YOUR GOAL → Word for word, print each line of the listing below; pictures stay out.
★ ★ ★ ★
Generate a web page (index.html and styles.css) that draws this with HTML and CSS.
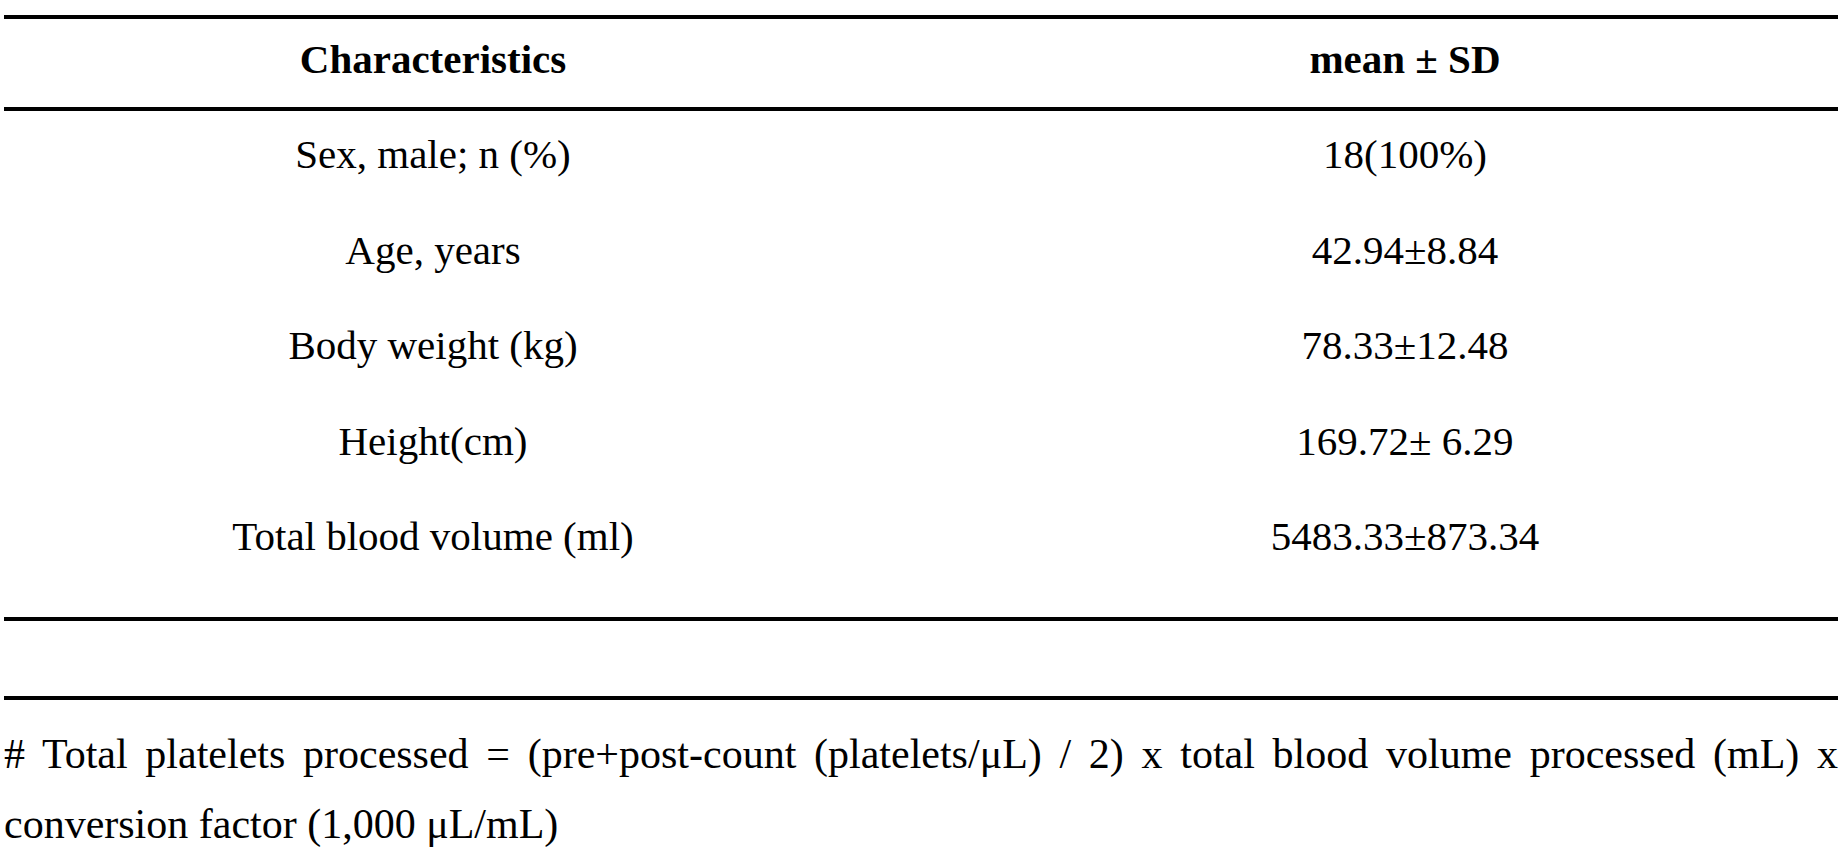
FILE: index.html
```html
<!DOCTYPE html>
<html lang="en">
<head>
<meta charset="utf-8">
<title>Characteristics</title>
<link rel="stylesheet" href="styles.css">
</head>
<body>
<div class="page">
  <div class="table">
    <div class="row head">
      <div class="cell c1">Characteristics</div>
      <div class="cell c2">mean ± SD</div>
    </div>
    <div class="body">
      <div class="row">
        <div class="cell c1">Sex, male; n (%)</div>
        <div class="cell c2">18(100%)</div>
      </div>
      <div class="row">
        <div class="cell c1">Age, years</div>
        <div class="cell c2">42.94±8.84</div>
      </div>
      <div class="row">
        <div class="cell c1">Body weight (kg)</div>
        <div class="cell c2">78.33±12.48</div>
      </div>
      <div class="row">
        <div class="cell c1">Height(cm)</div>
        <div class="cell c2">169.72± 6.29</div>
      </div>
      <div class="row">
        <div class="cell c1">Total blood volume (ml)</div>
        <div class="cell c2">5483.33±873.34</div>
      </div>
    </div>
  </div>
  <p class="note"># Total platelets processed = (pre+post-count (platelets/μL) / 2) x total blood volume processed (mL) x conversion factor (1,000 μL/mL)</p>
</div>
</body>
</html>
```

FILE: styles.css
```css
html, body {
  margin: 0;
  padding: 0;
  background: #fff;
}

.page {
  padding: 15px 7px 0 4px;
  font-family: "Liberation Serif", "Times New Roman", serif;
  color: #000;
}

.table {
  border-top: 4px solid #000;
  border-bottom: 4px solid #000;
  font-size: 41px;
}

.row {
  display: grid;
  grid-template-columns: 858px 1fr;
  line-height: 86.5px;
  padding-bottom: 9px;
}

.row.head {
  font-weight: bold;
  line-height: 80px;
  padding-bottom: 8px;
  border-bottom: 4px solid #000;
}

.body {
  padding-bottom: 28.5px;
}

.cell {
  text-align: center;
  white-space: nowrap;
}

.c2 {
  padding-left: 110px;
}

.note {
  margin: 75px 0 0 0;
  border-top: 4px solid #000;
  padding-top: 19px;
  font-size: 42px;
  line-height: 70px;
  text-align: justify;
}
```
★ ★ ★ ★
OUTPUT OF THE EXERCISE →
Generate a web page (index.html and styles.css) that draws this with HTML and CSS.
FILE: index.html
```html
<!DOCTYPE html>
<html lang="en">
<head>
<meta charset="utf-8">
<title>Characteristics</title>
<link rel="stylesheet" href="styles.css">
</head>
<body>
<div class="page">
  <div class="table">
    <div class="row head">
      <div class="cell c1">Characteristics</div>
      <div class="cell c2">mean ± SD</div>
    </div>
    <div class="body">
      <div class="row">
        <div class="cell c1">Sex, male; n (%)</div>
        <div class="cell c2">18(100%)</div>
      </div>
      <div class="row">
        <div class="cell c1">Age, years</div>
        <div class="cell c2">42.94±8.84</div>
      </div>
      <div class="row">
        <div class="cell c1">Body weight (kg)</div>
        <div class="cell c2">78.33±12.48</div>
      </div>
      <div class="row">
        <div class="cell c1">Height(cm)</div>
        <div class="cell c2">169.72± 6.29</div>
      </div>
      <div class="row">
        <div class="cell c1">Total blood volume (ml)</div>
        <div class="cell c2">5483.33±873.34</div>
      </div>
    </div>
  </div>
  <p class="note"># Total platelets processed = (pre+post-count (platelets/μL) / 2) x total blood volume processed (mL) x conversion factor (1,000 μL/mL)</p>
</div>
</body>
</html>
```

FILE: styles.css
```css
html, body {
  margin: 0;
  padding: 0;
  background: #fff;
}

.page {
  padding: 15px 7px 0 4px;
  font-family: "Liberation Serif", "Times New Roman", serif;
  color: #000;
}

.table {
  border-top: 4px solid #000;
  border-bottom: 4px solid #000;
  font-size: 41px;
}

.row {
  display: grid;
  grid-template-columns: 858px 1fr;
  line-height: 86.5px;
  padding-bottom: 9px;
}

.row.head {
  font-weight: bold;
  line-height: 80px;
  padding-bottom: 8px;
  border-bottom: 4px solid #000;
}

.body {
  padding-bottom: 28.5px;
}

.cell {
  text-align: center;
  white-space: nowrap;
}

.c2 {
  padding-left: 110px;
}

.note {
  margin: 75px 0 0 0;
  border-top: 4px solid #000;
  padding-top: 19px;
  font-size: 42px;
  line-height: 70px;
  text-align: justify;
}
```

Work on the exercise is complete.